|
This is a bit of a summarized cross post from our blog at Inkling: Jesse Schell in The Art of Game Design has a great section on a lesson he learned from his juggling career on where to find inspiration. He was at a juggling festival when he was 14 and saw someone in a powder blue jumpsuit juggling there who really stood out from all the other professional jugglers. Not because of his suit, or because the guy was doing anything complicated, but because he had a style about him that was very unique and remarkable. This impressive juggler saw that Jesse was watching him and they had this conversation. Powder blue jumpsuit: "Know why my tricks look so different?" Jesse: "Uh, practice". Jumpsuit: "No - everybody practices. Look around! They're all practicing. No, my tricks look different because of where I get them. These guys, they get their tricks from each other. Which is fine - you can learn a lot that way. But it will never make you stand out." Jesse: "So where do you get them? Books?" Jumpsuit: "Ha! Books. That's a good one. No, not books. You wanna know my secret? The secret is: don't look to other jugglers for inspiration - look everywhere else. I learned this one watching a ballet in New York (as he does a trick) And this one I learned from a flock of geese I saw take off from a lake up in Maine... See, these guys can copy my moves, but they can't copy my inspiration (After pointing out someone copying a move but looking bad in the process)." You also see this type of copying Jesse saw at the festival all the time in this industry of ours of selling web applications. Application after application looks like a knock off of someone else's design. Which is great for learning, but as pale blue jumpsuit pointed out, these things will never look as good as the original because they lack inspiration.
|
However, that article points out what is often called "principle of correspondence". We can learn things that would help us in our field, by learning other fields. However, if you look and try to learn from someone in the same field as you, it doesn't prevent your imagination to go beyond the box, learn the move and perform it with a different style.
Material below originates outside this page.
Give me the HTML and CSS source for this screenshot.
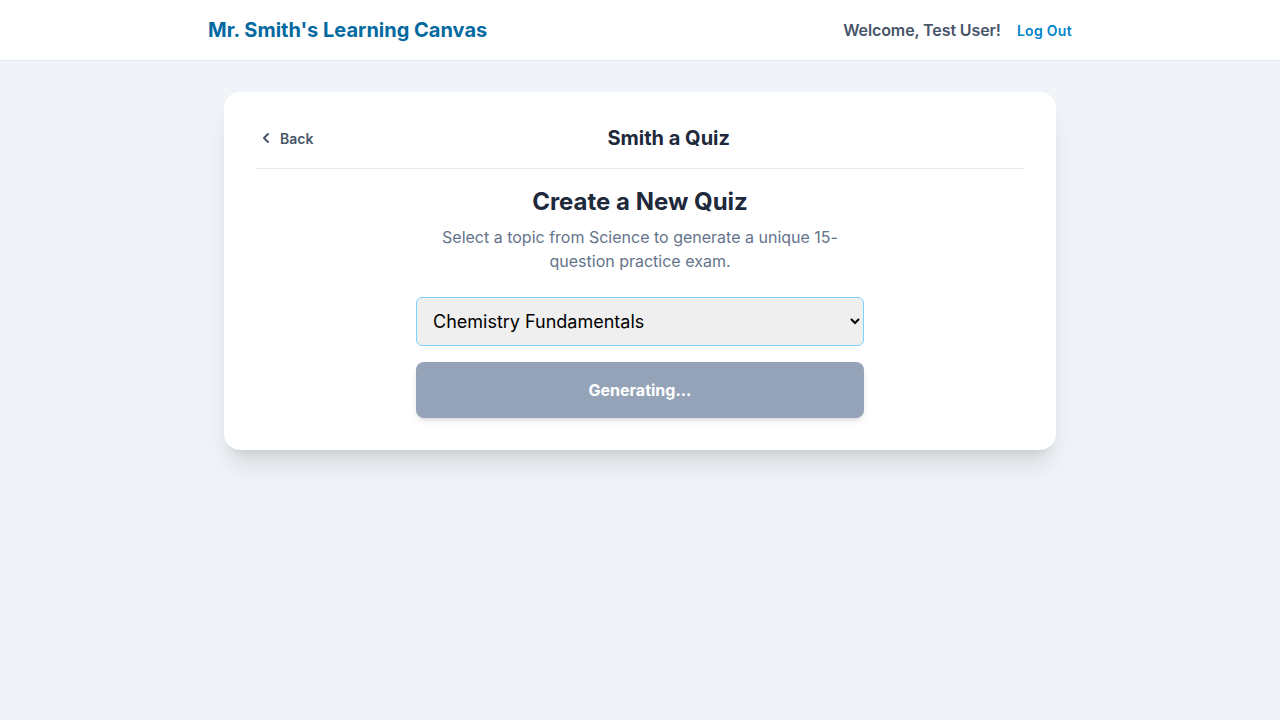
FILE: index.html
```html
<!DOCTYPE html>
<html lang="en">
<head>
<meta charset="utf-8">
<title>Mr. Smith's Learning Canvas</title>
<link rel="stylesheet" href="styles.css">
</head>
<body>
<header class="topbar">
  <div class="topbar-inner">
    <h1 class="brand">Mr. Smith's Learning Canvas</h1>
    <div class="user">
      <span class="welcome">Welcome, Test User!</span>
      <a class="logout" href="#">Log Out</a>
    </div>
  </div>
</header>
<main class="main">
  <section class="card">
    <div class="card-head">
      <button class="back" type="button">
        <svg width="16" height="16" viewBox="0 0 24 24" fill="none" stroke="currentColor" stroke-width="3" stroke-linecap="round" stroke-linejoin="round"><path d="M15 18l-6-6 6-6"/></svg>
        <span>Back</span>
      </button>
      <h2 class="card-title">Smith a Quiz</h2>
    </div>
    <div class="create">
      <h3 class="create-title">Create a New Quiz</h3>
      <p class="create-desc">Select a topic from Science to generate a unique 15-question practice exam.</p>
      <select class="topic">
        <option>Chemistry Fundamentals</option>
      </select>
      <button class="generate" type="button" disabled>Generating...</button>
    </div>
  </section>
</main>
</body>
</html>
```

FILE: styles.css
```css
* { box-sizing: border-box; }
html, body { margin: 0; padding: 0; }
body {
  font-family: Inter, "Noto Sans", "Liberation Sans", sans-serif;
  background: #f0f4f8;
  min-height: 720px;
  color: #1e293b;
}
.topbar {
  background: #ffffff;
  border-bottom: 1px solid #e2e8f0;
  height: 61px;
}
.topbar-inner {
  max-width: 896px;
  margin: 0 auto;
  padding: 0 16px;
  height: 60px;
  display: flex;
  align-items: center;
  justify-content: space-between;
}
.brand {
  margin: 0;
  font-size: 20px;
  line-height: 28px;
  font-weight: 700;
  color: #0369a1;
}
.user {
  display: flex;
  align-items: center;
  gap: 16px;
}
.welcome {
  font-size: 16px;
  font-weight: 600;
  color: #475569;
  letter-spacing: -0.1px;
}
.logout {
  font-size: 14px;
  font-weight: 600;
  color: #0284c7;
  text-decoration: none;
  letter-spacing: 0.3px;
}
.main {
  padding-top: 31px;
  display: flex;
  justify-content: center;
}
.card {
  width: 832px;
  background: #ffffff;
  border-radius: 16px;
  padding: 32px;
  box-shadow: 0 20px 25px -5px rgba(0,0,0,0.1), 0 8px 10px -6px rgba(0,0,0,0.1);
}
.card-head {
  display: flex;
  align-items: center;
  padding-bottom: 16px;
  border-bottom: 1px solid #e2e8f0;
}
.back {
  display: flex;
  align-items: center;
  gap: 6px;
  background: none;
  border: 0;
  padding: 0 0 0 2px;
  font-family: inherit;
  font-size: 14px;
  font-weight: 600;
  color: #475569;
  cursor: pointer;
}
.back svg { display: block; }
.card-title {
  flex: 1;
  margin: 0;
  text-align: center;
  font-size: 20px;
  line-height: 28px;
  font-weight: 700;
  color: #1e293b;
}
.create {
  max-width: 448px;
  margin: 16px auto 0;
  display: flex;
  flex-direction: column;
  align-items: stretch;
  text-align: center;
}
.create-title {
  margin: 0;
  font-size: 24px;
  line-height: 33px;
  font-weight: 700;
  color: #1e293b;
}
.create-desc {
  margin: 7px 0 0;
  font-size: 16px;
  line-height: 24px;
  color: #64748b;
}
.topic {
  margin-top: 24px;
  height: 49px;
  padding: 0 8px 0 12px;
  font-family: inherit;
  font-size: 18px;
  color: #000000;
  background-color: #efefef;
  border: 1px solid #7dd3fc;
  border-radius: 6px;
}
.generate {
  margin-top: 16px;
  height: 56px;
  border: 0;
  border-radius: 8px;
  background: #94a3b8;
  color: #ffffff;
  font-family: inherit;
  font-size: 16px;
  font-weight: 700;
  box-shadow: 0 4px 6px -1px rgba(0,0,0,0.1), 0 2px 4px -2px rgba(0,0,0,0.1);
}
```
There is something I learned from sports; you don't admire how sexy is a leopard while running, because the animal tries to have a style. The quality of the action that varies depending of the different body proportions makes it unique and cool.
By example, two different Taekwon-Do ITF fighters can have two completely unique styles, but both practice exactly the same martial art.
What you are talking about is execution. Inspiration happens before you get to that point. If your inspiration is based on what's already done, then even if your execution is perfect and flawless you still end up with something inherently derivative. If, however, you draw from an external inspiration, the sky is open.
There are still many many brand new ideas out there that haven't been tried yet. Many of them will come from looking at life in general as inspiration. Didn't Miyamoto come up with Pikmin while gardening? I believe the most interesting ideas will come from developers who have serious interests and passions beyond gaming, and use them as inspiration.
Perhaps there is a trend where the more advanced gaming gets, the higher the barriers to entry, the more you need to be completely devoted to games and nothing else in order to be in a position where you can make games, the more likely your game will be inspired by the games you love rather than something new.
Can anyone think of other recent examples of games where the main inspiration seems to come from something completely outside of gaming? Of course, in the earliest days of gaming before genres came to be, everything was inspired by outside sources.
I found it odd when some of the best film-makers were asked in an interview what films they have seen recently and they say something like "Well, I don't really watch many movies and I don't even have a DVD player...". It used to baffle me but now it makes sense.
And this is precisely why I think God of War is such a tired and boring game. I played it before. The refinement that you speak of is small and iterative. The only refinement that God of War has over what came before is in its presentation and graphical fidelity. This has nothing to do with the mechanics that you seem to think improve over time.
Again, you too are focusing on execution rather than, you know, as the title says, INSPIRATION.